La Stampa, 5 dicembre 2014
Il sottosegretario all’Istruzione Davide Faraone che difende le occupazioni nelle scuole: «Servono a crescere. È vero, solo illegali, ma la scuole non è solo didattica»
Erano i tempi di Galloni ministro della Pubblica Istruzione. Sul finire degli anni Ottanta. «E adesso mi ritrovo dall’altro lato della barricata», scherza Davide Faraone. Oggi sottosegretario di quello stesso ministero, ma all’epoca studente di un Istituto tecnico al confine con il quartiere Zen di Palermo. «Già allora, tra i temi di discussione al centro della nostra occupazione, c’era quello della riforma della scuola esattamente come oggi», ricorda. Il suo intervento, ospitato lunedì sulle pagine de «La Stampa», ha aperto un dibattito acceso e sollevato critiche e polemiche proprio sul tema delle occupazioni.
Si aspettava tanto clamore?
«Mi aspettavo che raggiungesse l’obiettivo per il quale ho deciso di scriverlo: aprire un dibattito sul tema della scuola che il governo ha messo al centro della sua azione»
L’ha sorpresa di più il successo riscosso tra una parte degli studenti o le critiche sollevate da diversi professori?
«Tanto tra gli studenti quanto tra i professori sono emerse posizioni diverse: non tutti gli studenti né tutti i docenti la pensano allo stesso modo. È la dimostrazione che sono riuscito a far comprendere che, al di là dell’occupazione – che è illegale e su questo punto voglio essere chiaro – la scuola deve tornare il luogo in cui si costruisce la coscienza civica dei ragazzi e la classe dirigente del futuro».
Qualche professore è arrivato a chiedere le sue dimissioni…
«Chi fa politica sa benissimo di dover convivere, quasi quotidianamente, con gli applausi e con le critiche».
Gli studenti che condividono la sua lettera sono gli stessi che protestano contro la Buona Scuola del suo governo. Un po’ paradossale non trova?
«È la stessa osservazione che mi ha rivolto un dirigente scolastico. E le rispondo allo stesso modo: benissimo.
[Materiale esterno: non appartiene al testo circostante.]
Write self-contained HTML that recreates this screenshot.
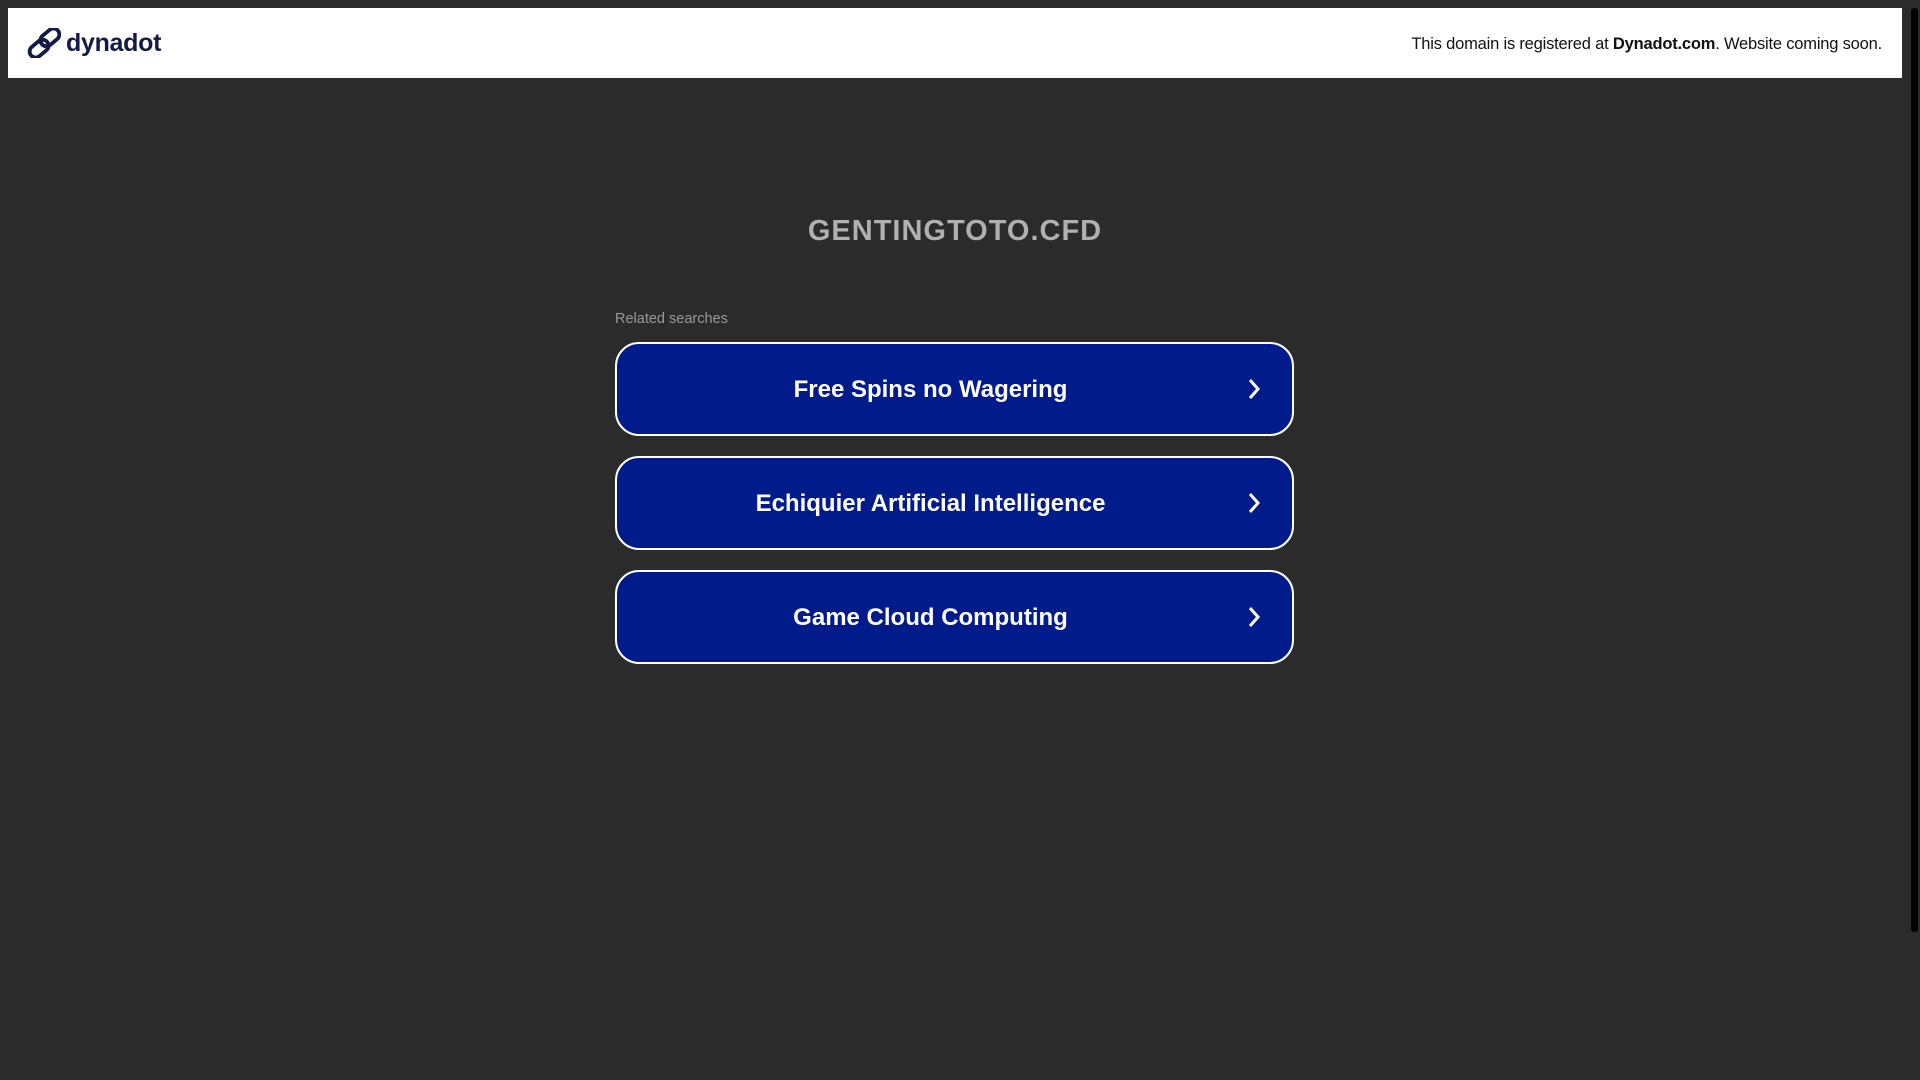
<!DOCTYPE html>
<html><head><style>
html,body{margin:0;padding:0}
body{width:1920px;height:1080px;background:#2b2b2b;position:relative;overflow:hidden;font-family:"Liberation Sans",sans-serif}
.hdr{position:absolute;left:8px;top:8px;width:1894px;height:70px;background:#fff}
.logo{position:absolute;left:19px;top:20px;display:flex;align-items:center}
.logo span{font-weight:bold;font-size:25px;color:#141a45;margin-left:5px;letter-spacing:-0.3px}
.rt{position:absolute;right:20px;top:28px;font-size:16.5px;color:#111;line-height:1;letter-spacing:-0.2px}
.sb{position:absolute;left:1910px;top:0;width:10px;height:1080px;background:#2b2b2b}
.sb div{position:absolute;left:1px;top:8px;width:7px;height:924px;background:#000;border-radius:3px}
h1{position:absolute;left:0;width:1910px;top:215px;margin:0;text-align:center;font-size:29px;color:#b0b0b0;letter-spacing:1px}
.rel{position:absolute;left:615px;top:311px;font-size:14.5px;color:#999}
.btn{position:absolute;left:615px;width:675px;height:90px;border:2px solid #fff;border-radius:24px;background:#021b8a;color:#fff;font-weight:bold;font-size:24px;line-height:92px;text-align:center;box-sizing:content-box}
.btn span{position:relative;left:-24px}
.btn svg{position:absolute;right:31px;top:34px}
</style></head><body>
<div class="hdr">
 <div class="logo">
  <svg width="34" height="30" viewBox="0 0 34 30" fill="none" stroke="#141a45" stroke-width="3.8">
   <rect x="-8" y="-6" width="21" height="12" rx="6" transform="translate(21 11) rotate(-40)"/>
   <rect x="-13" y="-6" width="21" height="12" rx="6" transform="translate(14 19) rotate(-40)"/>
  </svg>
  <span>dynadot</span>
 </div>
 <div class="rt">This domain is registered at <b>Dynadot.com</b>. Website coming soon.</div>
</div>
<div class="sb"><div></div></div>
<h1>GENTINGTOTO.CFD</h1>
<div class="rel">Related searches</div>
<div class="btn" style="top:342px"><span>Free Spins no Wagering</span><svg width="14" height="22" viewBox="0 0 14 22"><path d="M3 2 L11 11 L3 20" fill="none" stroke="#fff" stroke-width="3"/></svg></div>
<div class="btn" style="top:456px"><span>Echiquier Artificial Intelligence</span><svg width="14" height="22" viewBox="0 0 14 22"><path d="M3 2 L11 11 L3 20" fill="none" stroke="#fff" stroke-width="3"/></svg></div>
<div class="btn" style="top:570px"><span>Game Cloud Computing</span><svg width="14" height="22" viewBox="0 0 14 22"><path d="M3 2 L11 11 L3 20" fill="none" stroke="#fff" stroke-width="3"/></svg></div>
</body></html>
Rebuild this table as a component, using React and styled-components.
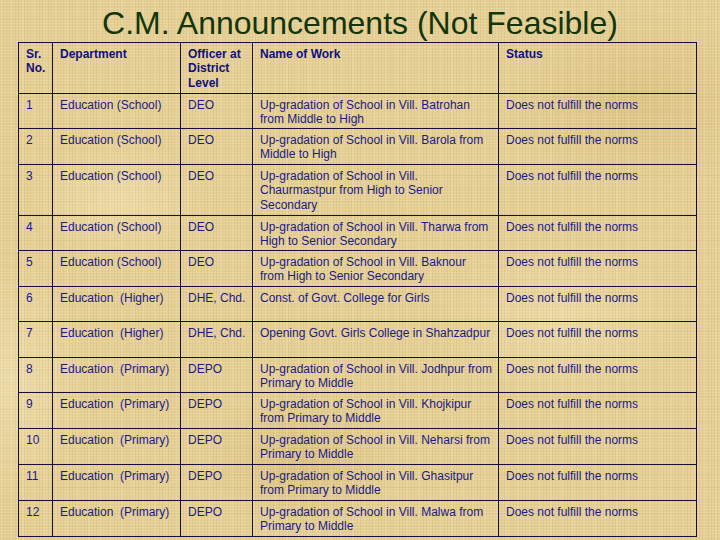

Noi vogliamo confrontarci nel merito con tutti, con chi è favore ma soprattutto con chi non condivide la nostra riforma. È proprio con chi solleva obiezioni che vogliamo discutere, difendendo le nostre idee ma restando disponibili a cambiarle se dovessero arrivare proposte costruttive».
Resta il fatto che in alcuni casi si è innescato un vero e proprio muro contro muro tra studenti e professori ma anche tra studenti e studenti…
«Non è stato dappertutto così. Per esempio al Virgilio di Roma siamo riusciti ad aprire una discussione mettendo insieme pro e contro all’occupazione. In altri istituti, come al Tasso, si sono invece create divisioni e tensioni tra favorevoli e contrari. Ma non demordo e insisterò per mettere tutti intorno allo stesso tavolo».
E delle sue occupazioni cosa ci racconta?
«Furono esperienze e occasioni di condivisione. Anche per chi non aveva mai avuto altre possibilità al di fuori della vita familiare. Iniziative culturali e sociali, momenti di aggregazione e di partecipazione democratica che, con quelle di oggi, hanno in comune il tema centrale intorno al quale ruotavano: la riforma della scuola di cui anche allora si discuteva».
Decisive per la sua futura carriera politica?
«Certamente decisive per accendere quella passione civile che oggi rischia di spegnersi in una scuola che non può essere solo tempo trascorso sui banchi in attesa che la campanella suoni. In questo senso ho parlato di legalizzazione e di autogestione programmata, come un momento di crescita da affiancare alla didattica».